→ Problem details
Return each line of the listing below, unchanged, and omit the images.

→ Supplied material

>> start

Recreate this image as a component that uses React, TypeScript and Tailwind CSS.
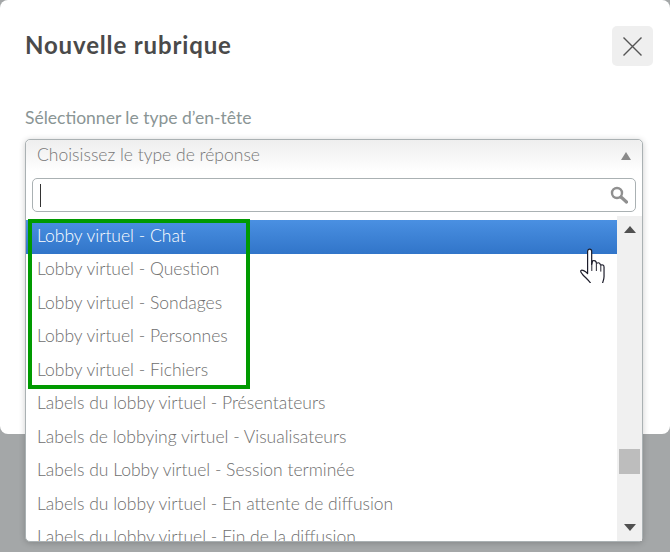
const options = [
  'Lobby virtuel - Chat',
  'Lobby virtuel - Question',
  'Lobby virtuel - Sondages',
  'Lobby virtuel - Personnes',
  'Lobby virtuel - Fichiers',
  'Labels du lobby virtuel - Présentateurs',
  'Labels de lobbying virtuel - Visualisateurs',
  'Labels du Lobby virtuel - Session terminée',
  'Labels du lobby virtuel - En attente de diffusion',
  'Labels du lobby virtuel - Fin de la diffusion',
];

function HandCursor() {
  return (
    <svg width="30" height="36" viewBox="2 0 24 30" className="absolute left-[578px] top-[247px]">
      <path
        d="M9.5 3.5c0-2.4 3.4-2.4 3.4 0v11l.8-3c1.6-.6 3 .2 3 1.6l.4.4c1.4-.8 3-.2 3 1.3l.3.3c1.4-.6 2.8 0 2.8 1.5v8c0 2.5-1 4-1.4 6.3H12.5c-1.4-2.6-4.2-4.8-7.2-8-1-1.1-2.1-2.3-1.4-3.2.9-1 3.4.2 5.6 2.4V3.5Z"
        fill="#fff"
        stroke="#1d1d2b"
        strokeWidth="1"
        strokeLinejoin="round"
      />
      <path d="M13 13v7M16.8 13.5v6.5M20.5 15.5v5" stroke="#1d1d2b" strokeWidth="0.8" fill="none" />
    </svg>
  );
}

export default function App() {
  return (
    <div className="relative h-[552px] w-[670px] overflow-hidden bg-[#a4a7a8] font-['Lato',sans-serif]">
      {/* Modal */}
      <div className="h-[434px] w-[670px] rounded-lg bg-white px-[25px] pt-[26px]">
        <div className="flex items-start justify-between">
          <h2 className="mt-[4px] text-[24px] leading-[30px] font-bold tracking-[0.85px] text-[#4a4a4a]">Nouvelle rubrique</h2>
          <button className="mr-[-8px] flex h-10 w-[41px] items-center justify-center rounded-[5px] bg-[#efefef]">
            <svg width="21" height="21" viewBox="0 0 21 21">
              <path d="M1.5 1.5l18 18M19.5 1.5l-18 18" stroke="#555" strokeWidth="1.4" fill="none" />
            </svg>
          </button>
        </div>

        <label className="mt-[40px] block text-[17.5px] leading-6 text-[#8a9595]">Sélectionner le type d’en-tête</label>
      </div>

      {/* Opened select */}
      <div className="absolute left-[25px] top-[139px] flex h-[403px] w-[618px] flex-col rounded-[5px] border border-[#aab1b3] bg-white shadow-[0_1px_6px_rgba(0,0,0,0.2)]">
        <div className="flex h-[32px] items-start justify-between rounded-t-[5px] bg-gradient-to-b from-[#eeeeee] to-white pl-[11px] pr-[11px]">
          <span className="text-[17.5px] leading-[29px] font-light text-[#777]">Choisissez le type de réponse</span>
          <span className="mt-[12px] h-0 w-0 border-x-[5px] border-b-[8px] border-x-transparent border-b-[#8a8a8a]"></span>
        </div>

        <div className="mx-[6px] mt-[6px] flex h-[34px] items-center justify-between rounded-[5px] border border-[#aab1b3] bg-white pl-[7px] pr-[7px]">
          <span className="h-[23px] w-px bg-[#333]"></span>
          <svg width="18" height="18" viewBox="0 0 18 18">
            <circle cx="7" cy="7" r="5" fill="none" stroke="#909090" strokeWidth="2.4" />
            <path d="M11 11l5.5 5" stroke="#909090" strokeWidth="3.2" strokeLinecap="round" />
          </svg>
        </div>

        <div className="mt-[4px] flex min-h-0 flex-1">
          <ul className="mt-[4px] min-w-0 flex-1 overflow-hidden">
            {options.map((option, i) => (
              <li
                key={option}
                className={
                  i === 0
                    ? 'h-[34px] bg-gradient-to-b from-[#4a90e2] to-[#3175c9] pl-[11px] text-[17.5px] leading-[32px] font-light whitespace-nowrap text-white'
                    : 'h-[33.5px] pl-[11px] text-[17.5px] leading-[30px] font-light whitespace-nowrap text-[#6e6e6e]'
                }
              >
                {option}
              </li>
            ))}
          </ul>

          {/* Scrollbar */}
          <div className="flex h-full w-[25px] flex-col items-center justify-between bg-[#f0f0f0] pt-[10px] pb-[10px]">
            <span className="h-0 w-0 border-x-[6px] border-b-[7px] border-x-transparent border-b-[#505050]"></span>
            <span className="mt-auto mb-[50px] h-[25px] w-[21px] bg-[#bdbdbd]"></span>
            <span className="h-0 w-0 border-x-[6px] border-t-[7px] border-x-transparent border-t-[#505050]"></span>
          </div>
        </div>
      </div>

      {/* Annotation */}
      <div className="absolute left-[28px] top-[219px] h-[170px] w-[222px] border-[4px] border-[#009a00]"></div>

      <HandCursor />
    </div>
  );
}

>> end

→ Correct answer
Recreate this image as a component that uses React, TypeScript and Tailwind CSS.
const options = [
  'Lobby virtuel - Chat',
  'Lobby virtuel - Question',
  'Lobby virtuel - Sondages',
  'Lobby virtuel - Personnes',
  'Lobby virtuel - Fichiers',
  'Labels du lobby virtuel - Présentateurs',
  'Labels de lobbying virtuel - Visualisateurs',
  'Labels du Lobby virtuel - Session terminée',
  'Labels du lobby virtuel - En attente de diffusion',
  'Labels du lobby virtuel - Fin de la diffusion',
];

function HandCursor() {
  return (
    <svg width="30" height="36" viewBox="2 0 24 30" className="absolute left-[578px] top-[247px]">
      <path
        d="M9.5 3.5c0-2.4 3.4-2.4 3.4 0v11l.8-3c1.6-.6 3 .2 3 1.6l.4.4c1.4-.8 3-.2 3 1.3l.3.3c1.4-.6 2.8 0 2.8 1.5v8c0 2.5-1 4-1.4 6.3H12.5c-1.4-2.6-4.2-4.8-7.2-8-1-1.1-2.1-2.3-1.4-3.2.9-1 3.4.2 5.6 2.4V3.5Z"
        fill="#fff"
        stroke="#1d1d2b"
        strokeWidth="1"
        strokeLinejoin="round"
      />
      <path d="M13 13v7M16.8 13.5v6.5M20.5 15.5v5" stroke="#1d1d2b" strokeWidth="0.8" fill="none" />
    </svg>
  );
}

export default function App() {
  return (
    <div className="relative h-[552px] w-[670px] overflow-hidden bg-[#a4a7a8] font-['Lato',sans-serif]">
      {/* Modal */}
      <div className="h-[434px] w-[670px] rounded-lg bg-white px-[25px] pt-[26px]">
        <div className="flex items-start justify-between">
          <h2 className="mt-[4px] text-[24px] leading-[30px] font-bold tracking-[0.85px] text-[#4a4a4a]">Nouvelle rubrique</h2>
          <button className="mr-[-8px] flex h-10 w-[41px] items-center justify-center rounded-[5px] bg-[#efefef]">
            <svg width="21" height="21" viewBox="0 0 21 21">
              <path d="M1.5 1.5l18 18M19.5 1.5l-18 18" stroke="#555" strokeWidth="1.4" fill="none" />
            </svg>
          </button>
        </div>

        <label className="mt-[40px] block text-[17.5px] leading-6 text-[#8a9595]">Sélectionner le type d’en-tête</label>
      </div>

      {/* Opened select */}
      <div className="absolute left-[25px] top-[139px] flex h-[403px] w-[618px] flex-col rounded-[5px] border border-[#aab1b3] bg-white shadow-[0_1px_6px_rgba(0,0,0,0.2)]">
        <div className="flex h-[32px] items-start justify-between rounded-t-[5px] bg-gradient-to-b from-[#eeeeee] to-white pl-[11px] pr-[11px]">
          <span className="text-[17.5px] leading-[29px] font-light text-[#777]">Choisissez le type de réponse</span>
          <span className="mt-[12px] h-0 w-0 border-x-[5px] border-b-[8px] border-x-transparent border-b-[#8a8a8a]"></span>
        </div>

        <div className="mx-[6px] mt-[6px] flex h-[34px] items-center justify-between rounded-[5px] border border-[#aab1b3] bg-white pl-[7px] pr-[7px]">
          <span className="h-[23px] w-px bg-[#333]"></span>
          <svg width="18" height="18" viewBox="0 0 18 18">
            <circle cx="7" cy="7" r="5" fill="none" stroke="#909090" strokeWidth="2.4" />
            <path d="M11 11l5.5 5" stroke="#909090" strokeWidth="3.2" strokeLinecap="round" />
          </svg>
        </div>

        <div className="mt-[4px] flex min-h-0 flex-1">
          <ul className="mt-[4px] min-w-0 flex-1 overflow-hidden">
            {options.map((option, i) => (
              <li
                key={option}
                className={
                  i === 0
                    ? 'h-[34px] bg-gradient-to-b from-[#4a90e2] to-[#3175c9] pl-[11px] text-[17.5px] leading-[32px] font-light whitespace-nowrap text-white'
                    : 'h-[33.5px] pl-[11px] text-[17.5px] leading-[30px] font-light whitespace-nowrap text-[#6e6e6e]'
                }
              >
                {option}
              </li>
            ))}
          </ul>

          {/* Scrollbar */}
          <div className="flex h-full w-[25px] flex-col items-center justify-between bg-[#f0f0f0] pt-[10px] pb-[10px]">
            <span className="h-0 w-0 border-x-[6px] border-b-[7px] border-x-transparent border-b-[#505050]"></span>
            <span className="mt-auto mb-[50px] h-[25px] w-[21px] bg-[#bdbdbd]"></span>
            <span className="h-0 w-0 border-x-[6px] border-t-[7px] border-x-transparent border-t-[#505050]"></span>
          </div>
        </div>
      </div>

      {/* Annotation */}
      <div className="absolute left-[28px] top-[219px] h-[170px] w-[222px] border-[4px] border-[#009a00]"></div>

      <HandCursor />
    </div>
  );
}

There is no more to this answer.